## Written instruction
Reproduce the material in full, exactly as written.

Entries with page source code
--
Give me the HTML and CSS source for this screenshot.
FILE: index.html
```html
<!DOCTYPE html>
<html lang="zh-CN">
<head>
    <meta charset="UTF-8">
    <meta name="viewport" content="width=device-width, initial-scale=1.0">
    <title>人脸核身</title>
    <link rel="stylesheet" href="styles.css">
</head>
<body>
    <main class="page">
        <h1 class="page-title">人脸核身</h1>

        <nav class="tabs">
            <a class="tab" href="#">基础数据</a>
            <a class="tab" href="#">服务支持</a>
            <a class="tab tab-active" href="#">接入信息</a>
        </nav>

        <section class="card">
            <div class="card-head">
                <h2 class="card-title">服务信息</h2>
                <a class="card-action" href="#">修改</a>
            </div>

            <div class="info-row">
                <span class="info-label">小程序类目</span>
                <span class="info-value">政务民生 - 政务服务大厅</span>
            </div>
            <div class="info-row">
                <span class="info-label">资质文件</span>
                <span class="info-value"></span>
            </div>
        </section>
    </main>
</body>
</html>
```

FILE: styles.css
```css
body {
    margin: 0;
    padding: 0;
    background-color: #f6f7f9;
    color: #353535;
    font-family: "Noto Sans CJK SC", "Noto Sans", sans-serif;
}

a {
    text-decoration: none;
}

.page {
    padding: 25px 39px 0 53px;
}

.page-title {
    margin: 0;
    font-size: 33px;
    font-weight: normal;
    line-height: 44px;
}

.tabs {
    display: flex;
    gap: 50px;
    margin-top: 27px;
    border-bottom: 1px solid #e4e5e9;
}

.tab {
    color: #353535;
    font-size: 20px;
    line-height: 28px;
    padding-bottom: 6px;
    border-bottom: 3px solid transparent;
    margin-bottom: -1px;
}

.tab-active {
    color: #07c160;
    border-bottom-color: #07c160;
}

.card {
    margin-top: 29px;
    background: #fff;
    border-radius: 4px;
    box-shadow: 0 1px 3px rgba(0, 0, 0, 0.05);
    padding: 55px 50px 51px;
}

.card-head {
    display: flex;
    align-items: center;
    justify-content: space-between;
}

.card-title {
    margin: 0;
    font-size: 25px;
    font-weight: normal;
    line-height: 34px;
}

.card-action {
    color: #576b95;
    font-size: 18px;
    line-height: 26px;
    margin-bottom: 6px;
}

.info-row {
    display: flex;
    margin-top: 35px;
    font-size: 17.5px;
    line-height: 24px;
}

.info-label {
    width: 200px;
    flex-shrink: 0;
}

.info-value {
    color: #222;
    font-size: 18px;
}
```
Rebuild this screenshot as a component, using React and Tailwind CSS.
--
## Answer
Give me the HTML and CSS source for this screenshot.
FILE: index.html
```html
<!DOCTYPE html>
<html lang="zh-CN">
<head>
    <meta charset="UTF-8">
    <meta name="viewport" content="width=device-width, initial-scale=1.0">
    <title>人脸核身</title>
    <link rel="stylesheet" href="styles.css">
</head>
<body>
    <main class="page">
        <h1 class="page-title">人脸核身</h1>

        <nav class="tabs">
            <a class="tab" href="#">基础数据</a>
            <a class="tab" href="#">服务支持</a>
            <a class="tab tab-active" href="#">接入信息</a>
        </nav>

        <section class="card">
            <div class="card-head">
                <h2 class="card-title">服务信息</h2>
                <a class="card-action" href="#">修改</a>
            </div>

            <div class="info-row">
                <span class="info-label">小程序类目</span>
                <span class="info-value">政务民生 - 政务服务大厅</span>
            </div>
            <div class="info-row">
                <span class="info-label">资质文件</span>
                <span class="info-value"></span>
            </div>
        </section>
    </main>
</body>
</html>
```

FILE: styles.css
```css
body {
    margin: 0;
    padding: 0;
    background-color: #f6f7f9;
    color: #353535;
    font-family: "Noto Sans CJK SC", "Noto Sans", sans-serif;
}

a {
    text-decoration: none;
}

.page {
    padding: 25px 39px 0 53px;
}

.page-title {
    margin: 0;
    font-size: 33px;
    font-weight: normal;
    line-height: 44px;
}

.tabs {
    display: flex;
    gap: 50px;
    margin-top: 27px;
    border-bottom: 1px solid #e4e5e9;
}

.tab {
    color: #353535;
    font-size: 20px;
    line-height: 28px;
    padding-bottom: 6px;
    border-bottom: 3px solid transparent;
    margin-bottom: -1px;
}

.tab-active {
    color: #07c160;
    border-bottom-color: #07c160;
}

.card {
    margin-top: 29px;
    background: #fff;
    border-radius: 4px;
    box-shadow: 0 1px 3px rgba(0, 0, 0, 0.05);
    padding: 55px 50px 51px;
}

.card-head {
    display: flex;
    align-items: center;
    justify-content: space-between;
}

.card-title {
    margin: 0;
    font-size: 25px;
    font-weight: normal;
    line-height: 34px;
}

.card-action {
    color: #576b95;
    font-size: 18px;
    line-height: 26px;
    margin-bottom: 6px;
}

.info-row {
    display: flex;
    margin-top: 35px;
    font-size: 17.5px;
    line-height: 24px;
}

.info-label {
    width: 200px;
    flex-shrink: 0;
}

.info-value {
    color: #222;
    font-size: 18px;
}
```
Rebuild this screenshot as a component, using React and Tailwind CSS.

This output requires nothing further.